Lavagem de dinheiro e prova indiciária
11 de novembro de 2020, 20h58
No momento em que há um debate sobre as possíveis alterações na Lei de Lavagem de Dinheiro, cabe a reflexão de um tema ainda tormentoso que trata do problema da prova para o oferecimento da denúncia. É certo que o atual dispositivo legal trata da possibilidade de oferecimento da inicial acusatória tão somente com indícios da infração penal antecedente e pensamos que essa questão merece ser revisitada para o bem da segurança jurídica.
É certo que o processo penal é por vezes considerado um instrumento necessário de proteção dos valores recolhidos pelo Direito Penal, cuja função principal consiste em dotar o Estado de um procedimento preestabelecido para a aplicação do ius puniendi. A finalidade, portanto, das medidas restritivas de direitos fundamentais suscetíveis de serem adotadas no processo penal orientar-se-iam, assim, em princípio, a permitir aos órgãos do Estado a satisfação dos fins próprios do Direito material, dando deste modo resposta ao interesse de persecução penal que anima sua atuação neste âmbito e que se opõe ao ius libertatis dos cidadãos [1].
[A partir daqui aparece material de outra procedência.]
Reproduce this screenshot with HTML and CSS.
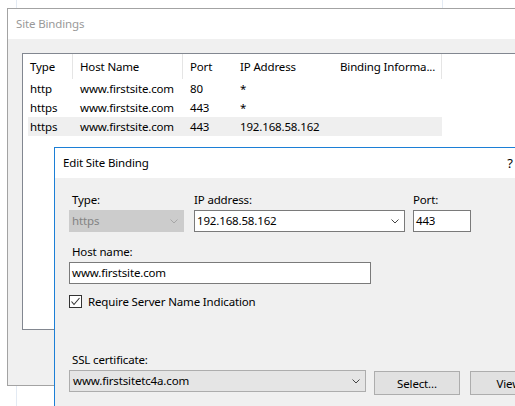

O questionamento que se impõe é acerca dos limites do Estado na tentativa de efetivar essas medidas de persecução penal sem ferir os direitos e garantias fundamentais do cidadão. Ainda que o crime de lavagem seja um crime grave, não se pode permitir ao Estado que viabilize uma acusação contra o indivíduo baseada em "indícios suficientes" das infrações antecedentes. Nesse sentido, transcorridos mais de 20 anos da edição da Lei 9.613/98, é chegado o momento de fazermos uma revisão dessa estrutura processual, permitindo, com isso, a implementação de um processo justo ao cidadão acusado.
Montañez Pardo [2], ao tratar da prova indiciária na Espanha, afirma que é possível a aceitação desta, mas adverte que ela deve observar alguns requisitos e os resume desta forma: a) os indícios devem estar plenamente seguros. Assim, não valem as meras conjecturas ou suspeitas, pois não é possível construir certezas sobre simples probabilidades; b) concorrência de uma pluralidade de indícios. É necessário que concorram uma pluralidade de indícios, pois um fato único ou isolado impede fundamentar a convicção judicial com base na prova indiciária; c) existência de razões dedutivas. Entre os indícios provados e os fatos que se inferem destes deve existir um enlace preciso, direto, coerente, lógico e racional segundo as regras do critério humano.
Talvez, utilizando-se desse critério para a verificação dos indícios da infração antecedente, seria possível que se viabilizasse a inicial acusatória pelo crime de lavagem de dinheiro. Acreditamos que o melhor seria uma prova segura da infração antecedente, o que necessariamente não significa uma sentença condenatória, mas que permita ao juiz a verificação dos fatos típicos e antijurídicos que geraram os bens aptos a serem lavados.
Em que pese parte da doutrina brasileira mencione a desnecessidade de descrição minuciosa da infração antecedente na denúncia, sob o argumento de que isso deve ser feito em relação ao crime de lavagem, enfatiza que cabe ao Ministério Público demonstrar ao juiz que a inicial acusatória está fundamentada em seguros indícios de que o crime de lavagem foi praticado em relação direta ou indireta aos produtos da prática de infrações antecedentes [3]. Na ausência de tal demonstração, a denúncia, a nosso ver, deverá ser rejeitada [4].
Novamente insistimos que a questão merece ser revisitada agora, pois a prova indiciária da infração antecedente não pode e não deve servir de sustentação jurídica para fundamentar uma denúncia de lavagem de dinheiro. Uma revisão nesse dispositivo da lei de branqueamento de capitais permitiria um processo adequado à Constituição e impediria a rejeição de denúncias sem os requisitos fundamentais, ou, até mesmo, ações penais que ao final são fulminadas por ausência de provas.
[1] GONZALEZ-CUELLAR SERRANO, Nicolas, Proporcionalidad y Derechos Fundamentales en el Proceso Penal. Madrid: Colex, 1990, p. 243.
[2] MONTAÑES PARDO, Miguel Angel, La presunción de Inocencia. Madrid: Marcial Pons, 1999, pp. 106/109.
[3] Cfr. BARROS, Marco Antonio, ob. cit., p. 82.
[4] GOMES, Luiz Flávio, em CERVINI, Raul / TERRA DE OLIVEIRA, Willian / GOMES, Luiz Flávio, ob. cit., p. 356.